* **STATED TASK**
Gather, from the listing beneath this task, every line holding the string "React".

***** SUPPLIED INFORMATION *****

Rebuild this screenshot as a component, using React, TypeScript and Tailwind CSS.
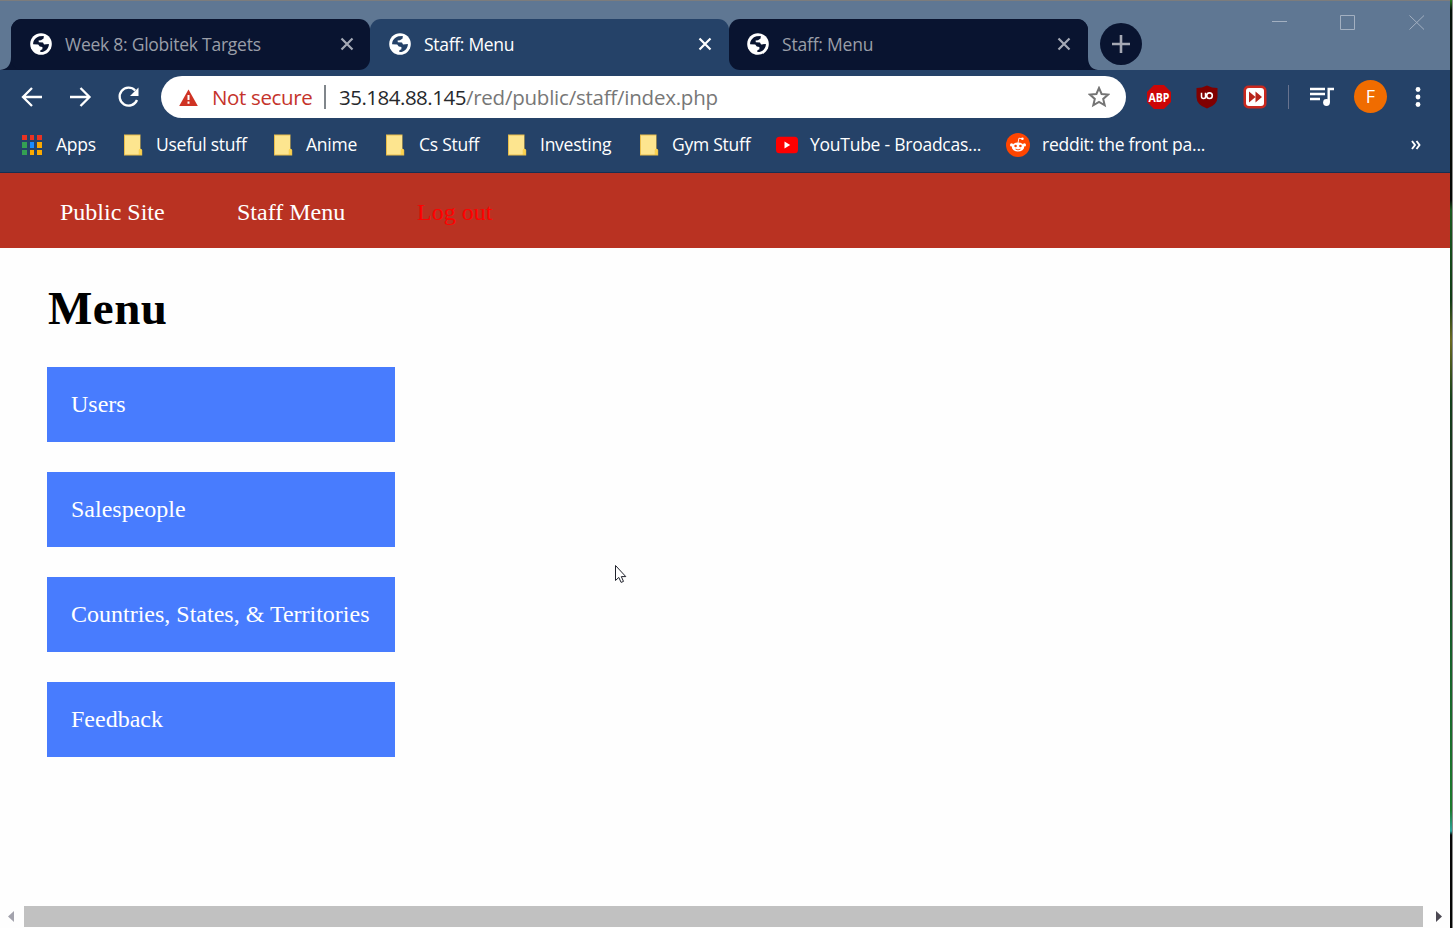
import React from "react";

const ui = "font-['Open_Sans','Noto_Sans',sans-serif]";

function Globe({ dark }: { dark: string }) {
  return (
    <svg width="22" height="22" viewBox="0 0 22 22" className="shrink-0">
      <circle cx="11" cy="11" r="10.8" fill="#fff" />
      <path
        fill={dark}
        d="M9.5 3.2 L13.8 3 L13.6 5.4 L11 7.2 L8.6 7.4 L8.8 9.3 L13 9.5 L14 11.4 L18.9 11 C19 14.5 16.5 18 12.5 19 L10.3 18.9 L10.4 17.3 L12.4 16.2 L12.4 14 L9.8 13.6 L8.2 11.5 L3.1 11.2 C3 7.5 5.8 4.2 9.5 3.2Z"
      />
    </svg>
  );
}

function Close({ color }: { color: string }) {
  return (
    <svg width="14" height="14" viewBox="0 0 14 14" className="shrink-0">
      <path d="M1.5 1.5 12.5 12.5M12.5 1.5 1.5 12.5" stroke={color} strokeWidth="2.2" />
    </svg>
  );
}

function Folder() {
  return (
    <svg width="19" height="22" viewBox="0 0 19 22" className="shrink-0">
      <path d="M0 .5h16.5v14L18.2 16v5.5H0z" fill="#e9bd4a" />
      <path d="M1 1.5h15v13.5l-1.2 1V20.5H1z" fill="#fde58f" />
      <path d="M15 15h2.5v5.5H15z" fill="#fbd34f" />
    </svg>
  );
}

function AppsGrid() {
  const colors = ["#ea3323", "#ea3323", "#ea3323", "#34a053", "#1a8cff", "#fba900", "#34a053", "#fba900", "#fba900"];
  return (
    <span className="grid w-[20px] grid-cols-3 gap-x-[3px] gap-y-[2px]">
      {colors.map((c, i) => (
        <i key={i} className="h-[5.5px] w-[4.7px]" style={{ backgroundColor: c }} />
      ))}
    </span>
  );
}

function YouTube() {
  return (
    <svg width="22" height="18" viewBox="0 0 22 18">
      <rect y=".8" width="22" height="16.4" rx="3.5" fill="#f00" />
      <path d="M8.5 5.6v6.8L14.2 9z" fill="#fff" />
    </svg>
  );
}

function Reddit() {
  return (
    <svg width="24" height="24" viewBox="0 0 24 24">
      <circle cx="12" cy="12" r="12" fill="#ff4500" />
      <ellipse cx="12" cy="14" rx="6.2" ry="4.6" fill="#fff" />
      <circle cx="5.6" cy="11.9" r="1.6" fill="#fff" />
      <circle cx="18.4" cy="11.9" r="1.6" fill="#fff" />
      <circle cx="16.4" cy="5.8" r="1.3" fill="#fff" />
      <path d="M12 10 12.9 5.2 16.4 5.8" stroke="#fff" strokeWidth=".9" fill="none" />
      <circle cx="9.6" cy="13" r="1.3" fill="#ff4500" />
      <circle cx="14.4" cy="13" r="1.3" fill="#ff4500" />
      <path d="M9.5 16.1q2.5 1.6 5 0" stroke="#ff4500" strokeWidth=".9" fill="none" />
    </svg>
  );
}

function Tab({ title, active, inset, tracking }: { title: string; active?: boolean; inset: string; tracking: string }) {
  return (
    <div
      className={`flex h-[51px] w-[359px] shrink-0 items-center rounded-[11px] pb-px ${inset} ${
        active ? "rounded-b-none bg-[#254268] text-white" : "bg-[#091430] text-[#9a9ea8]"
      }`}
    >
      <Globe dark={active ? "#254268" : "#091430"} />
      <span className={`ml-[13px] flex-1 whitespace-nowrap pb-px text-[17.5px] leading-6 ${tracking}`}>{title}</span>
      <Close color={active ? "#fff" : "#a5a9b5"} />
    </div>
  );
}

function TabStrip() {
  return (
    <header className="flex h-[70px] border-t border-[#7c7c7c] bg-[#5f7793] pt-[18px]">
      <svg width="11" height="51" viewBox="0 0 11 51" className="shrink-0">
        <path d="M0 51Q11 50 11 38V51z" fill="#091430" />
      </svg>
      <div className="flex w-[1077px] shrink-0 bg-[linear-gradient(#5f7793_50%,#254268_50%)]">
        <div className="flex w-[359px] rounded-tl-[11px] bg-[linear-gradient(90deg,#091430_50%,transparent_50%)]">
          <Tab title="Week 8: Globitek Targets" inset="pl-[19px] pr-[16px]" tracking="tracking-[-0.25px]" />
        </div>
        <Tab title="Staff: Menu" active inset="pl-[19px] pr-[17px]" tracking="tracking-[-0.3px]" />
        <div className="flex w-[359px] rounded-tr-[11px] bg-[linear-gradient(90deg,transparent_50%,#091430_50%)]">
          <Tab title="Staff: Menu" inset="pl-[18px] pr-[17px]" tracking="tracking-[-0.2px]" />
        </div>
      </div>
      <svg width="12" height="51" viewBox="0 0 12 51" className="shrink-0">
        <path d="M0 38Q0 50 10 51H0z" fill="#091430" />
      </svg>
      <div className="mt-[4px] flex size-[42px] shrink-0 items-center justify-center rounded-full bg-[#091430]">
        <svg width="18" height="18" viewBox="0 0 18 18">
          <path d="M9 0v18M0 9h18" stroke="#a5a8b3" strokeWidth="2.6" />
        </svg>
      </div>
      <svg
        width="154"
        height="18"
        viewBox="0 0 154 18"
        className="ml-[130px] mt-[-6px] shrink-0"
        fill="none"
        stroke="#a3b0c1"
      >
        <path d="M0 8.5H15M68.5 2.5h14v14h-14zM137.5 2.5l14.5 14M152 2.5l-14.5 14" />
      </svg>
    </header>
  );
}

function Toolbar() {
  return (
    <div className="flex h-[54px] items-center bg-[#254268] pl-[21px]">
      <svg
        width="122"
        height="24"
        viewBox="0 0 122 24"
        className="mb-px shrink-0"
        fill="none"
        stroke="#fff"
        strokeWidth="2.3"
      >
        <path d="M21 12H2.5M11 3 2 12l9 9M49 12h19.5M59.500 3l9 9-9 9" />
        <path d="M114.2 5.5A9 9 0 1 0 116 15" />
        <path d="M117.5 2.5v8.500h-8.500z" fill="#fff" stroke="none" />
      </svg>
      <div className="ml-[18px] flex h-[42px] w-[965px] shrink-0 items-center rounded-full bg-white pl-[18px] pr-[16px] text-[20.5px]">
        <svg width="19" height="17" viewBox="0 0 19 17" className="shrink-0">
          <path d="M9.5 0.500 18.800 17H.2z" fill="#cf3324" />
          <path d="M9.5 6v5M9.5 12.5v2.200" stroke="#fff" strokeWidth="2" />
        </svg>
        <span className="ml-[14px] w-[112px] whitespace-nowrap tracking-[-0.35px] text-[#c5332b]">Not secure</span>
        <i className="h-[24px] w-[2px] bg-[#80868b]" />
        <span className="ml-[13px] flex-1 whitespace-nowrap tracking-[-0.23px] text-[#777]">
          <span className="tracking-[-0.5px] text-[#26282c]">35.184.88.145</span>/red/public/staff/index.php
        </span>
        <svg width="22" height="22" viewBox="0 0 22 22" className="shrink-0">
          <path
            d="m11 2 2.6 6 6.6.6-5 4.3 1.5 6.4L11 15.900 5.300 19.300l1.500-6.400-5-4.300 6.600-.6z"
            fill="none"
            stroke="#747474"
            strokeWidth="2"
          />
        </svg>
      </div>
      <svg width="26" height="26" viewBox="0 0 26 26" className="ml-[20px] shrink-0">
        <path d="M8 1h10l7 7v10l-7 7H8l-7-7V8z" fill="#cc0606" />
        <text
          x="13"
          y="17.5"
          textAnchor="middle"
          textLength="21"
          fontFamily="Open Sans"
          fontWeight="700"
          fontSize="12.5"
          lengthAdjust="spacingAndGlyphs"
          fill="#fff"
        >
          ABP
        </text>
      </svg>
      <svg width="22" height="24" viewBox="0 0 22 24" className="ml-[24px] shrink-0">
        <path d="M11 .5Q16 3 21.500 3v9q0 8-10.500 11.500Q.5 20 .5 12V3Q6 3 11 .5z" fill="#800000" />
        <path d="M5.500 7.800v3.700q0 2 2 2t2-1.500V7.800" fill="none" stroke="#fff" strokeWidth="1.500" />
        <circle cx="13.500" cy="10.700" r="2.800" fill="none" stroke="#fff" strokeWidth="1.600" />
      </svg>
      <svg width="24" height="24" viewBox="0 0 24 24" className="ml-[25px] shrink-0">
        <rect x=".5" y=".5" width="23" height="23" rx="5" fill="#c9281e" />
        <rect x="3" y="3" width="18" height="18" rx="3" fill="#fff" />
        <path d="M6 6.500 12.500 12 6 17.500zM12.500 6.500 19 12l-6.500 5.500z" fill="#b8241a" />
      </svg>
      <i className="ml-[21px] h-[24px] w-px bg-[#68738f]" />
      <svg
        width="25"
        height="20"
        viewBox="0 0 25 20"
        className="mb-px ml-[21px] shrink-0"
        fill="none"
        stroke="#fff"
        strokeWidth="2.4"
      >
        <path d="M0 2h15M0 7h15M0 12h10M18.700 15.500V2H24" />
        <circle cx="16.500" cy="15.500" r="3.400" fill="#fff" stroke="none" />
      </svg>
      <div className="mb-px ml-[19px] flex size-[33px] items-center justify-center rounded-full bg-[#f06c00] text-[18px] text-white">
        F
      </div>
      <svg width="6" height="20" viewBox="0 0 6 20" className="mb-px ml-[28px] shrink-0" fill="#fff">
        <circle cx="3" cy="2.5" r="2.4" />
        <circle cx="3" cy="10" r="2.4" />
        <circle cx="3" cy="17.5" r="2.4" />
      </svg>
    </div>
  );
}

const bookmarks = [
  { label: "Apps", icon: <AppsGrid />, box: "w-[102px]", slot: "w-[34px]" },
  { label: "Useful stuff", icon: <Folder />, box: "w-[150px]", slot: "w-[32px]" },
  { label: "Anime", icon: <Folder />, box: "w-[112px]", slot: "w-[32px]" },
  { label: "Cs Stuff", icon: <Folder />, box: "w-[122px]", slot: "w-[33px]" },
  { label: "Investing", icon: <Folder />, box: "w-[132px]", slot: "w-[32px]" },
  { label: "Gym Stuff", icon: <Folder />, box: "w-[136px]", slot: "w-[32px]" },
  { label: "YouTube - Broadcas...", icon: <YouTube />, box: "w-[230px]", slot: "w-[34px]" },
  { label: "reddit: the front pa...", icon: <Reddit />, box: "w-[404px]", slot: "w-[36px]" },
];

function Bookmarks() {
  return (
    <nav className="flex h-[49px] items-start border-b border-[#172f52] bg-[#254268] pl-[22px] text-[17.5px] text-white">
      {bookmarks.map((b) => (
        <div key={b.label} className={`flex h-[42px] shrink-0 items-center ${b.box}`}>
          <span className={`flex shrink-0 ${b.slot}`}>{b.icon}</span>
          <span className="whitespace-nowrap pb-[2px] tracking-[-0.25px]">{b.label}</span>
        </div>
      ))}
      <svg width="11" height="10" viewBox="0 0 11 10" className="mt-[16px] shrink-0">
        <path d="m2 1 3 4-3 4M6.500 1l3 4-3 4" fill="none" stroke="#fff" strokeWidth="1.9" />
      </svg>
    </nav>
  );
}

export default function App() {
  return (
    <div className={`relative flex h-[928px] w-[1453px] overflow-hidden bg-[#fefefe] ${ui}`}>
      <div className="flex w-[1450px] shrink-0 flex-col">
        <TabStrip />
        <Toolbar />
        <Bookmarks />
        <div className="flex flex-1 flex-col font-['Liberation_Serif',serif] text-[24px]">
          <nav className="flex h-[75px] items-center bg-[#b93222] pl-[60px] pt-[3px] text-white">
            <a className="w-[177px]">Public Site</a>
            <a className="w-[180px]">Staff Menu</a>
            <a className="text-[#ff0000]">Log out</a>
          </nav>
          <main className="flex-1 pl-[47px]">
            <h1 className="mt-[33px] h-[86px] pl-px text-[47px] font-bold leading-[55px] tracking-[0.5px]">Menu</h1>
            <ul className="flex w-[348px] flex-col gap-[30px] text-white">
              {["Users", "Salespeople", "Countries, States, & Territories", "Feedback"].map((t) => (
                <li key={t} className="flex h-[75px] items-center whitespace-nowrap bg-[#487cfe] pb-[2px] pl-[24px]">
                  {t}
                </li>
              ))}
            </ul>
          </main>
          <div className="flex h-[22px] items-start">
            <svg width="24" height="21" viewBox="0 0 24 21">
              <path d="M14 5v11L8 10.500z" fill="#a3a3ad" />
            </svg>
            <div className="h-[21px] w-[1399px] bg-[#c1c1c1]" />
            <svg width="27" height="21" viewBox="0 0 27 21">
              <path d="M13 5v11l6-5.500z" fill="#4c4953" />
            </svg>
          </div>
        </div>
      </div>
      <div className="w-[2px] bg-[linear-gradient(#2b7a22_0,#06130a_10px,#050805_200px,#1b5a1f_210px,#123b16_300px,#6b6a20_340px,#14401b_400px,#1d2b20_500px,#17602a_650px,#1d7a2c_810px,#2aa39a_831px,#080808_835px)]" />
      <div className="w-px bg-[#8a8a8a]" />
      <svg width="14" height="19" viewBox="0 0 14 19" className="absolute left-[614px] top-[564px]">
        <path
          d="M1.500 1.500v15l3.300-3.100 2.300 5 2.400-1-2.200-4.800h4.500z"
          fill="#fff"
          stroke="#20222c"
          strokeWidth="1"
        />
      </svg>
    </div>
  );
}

*****

* **CORRECT RESPONSE**
Rebuild this screenshot as a component, using React, TypeScript and Tailwind CSS.
import React from "react";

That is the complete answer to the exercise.